Webb targeted its powerful infrared camera at SMACS 0723, a huge set of galaxy clusters that act as a magnifying glass for the objects behind them in this deep field. The light streaks are galaxies stretched out by SMACS’s enormous gravitational pull, a phenomenon known as gravitational lensing. 

This is simply a sneak peek at a selection of full-color photographs from the telescope’s beginnings. NASA intends to release the remaining images one by one on Tuesday. In addition, images of stellar nurseries known as nebulae will be included, as will the spectra.

With these latest images, NASA is finally reaping the benefits of two decades and $10 billion spent developing the great space observatory.

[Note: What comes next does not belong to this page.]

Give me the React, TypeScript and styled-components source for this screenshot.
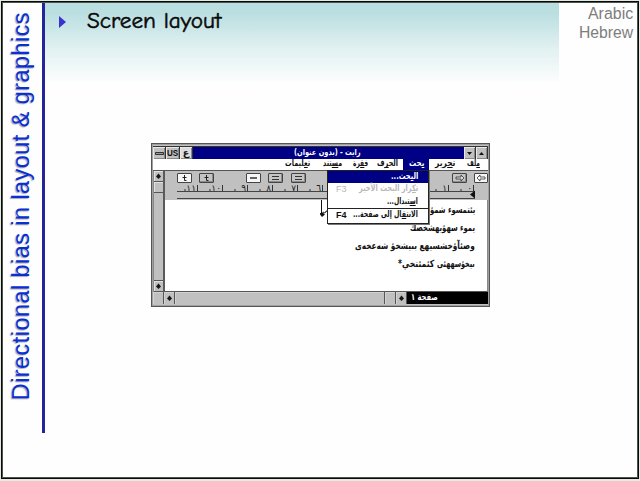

The new telescope fell into orbit around the sun, 1 million miles from Earth, after launch on Christmas Day and precisely accomplished a meticulous unfolding operation with 344 chances of failure. Yet, despite fears, the almost 7-ton observatory surfaced intact, with all of its scientific instruments operational.

Astronomers hope JWST to complete a gap in our universe’s historical record — the first 400 million years after the Big Bang — and pinpoint faraway worlds that potentially contain alien life in the years ahead.

Engineers constructed JWST to be six times larger and 100 times more powerful than the Hubble Space Telescope, which has been NASA’s primary orbiting observatory since its launch in 1990.

The most recent JWST image showcases three decades of scientific advancement, with hopes of peering considerably deeper and more precisely into the cosmos than Hubble ever could.

“This telescope is one of humanity’s great engineering achievements,” Vice President Kamala Harris said on Monday.

“From the beginning of history, humans have looked up to the night sky with wonder, and thanks to dedicated people who have been working for decades in engineering and on scientific marvels, we can look to the sky with new understanding.”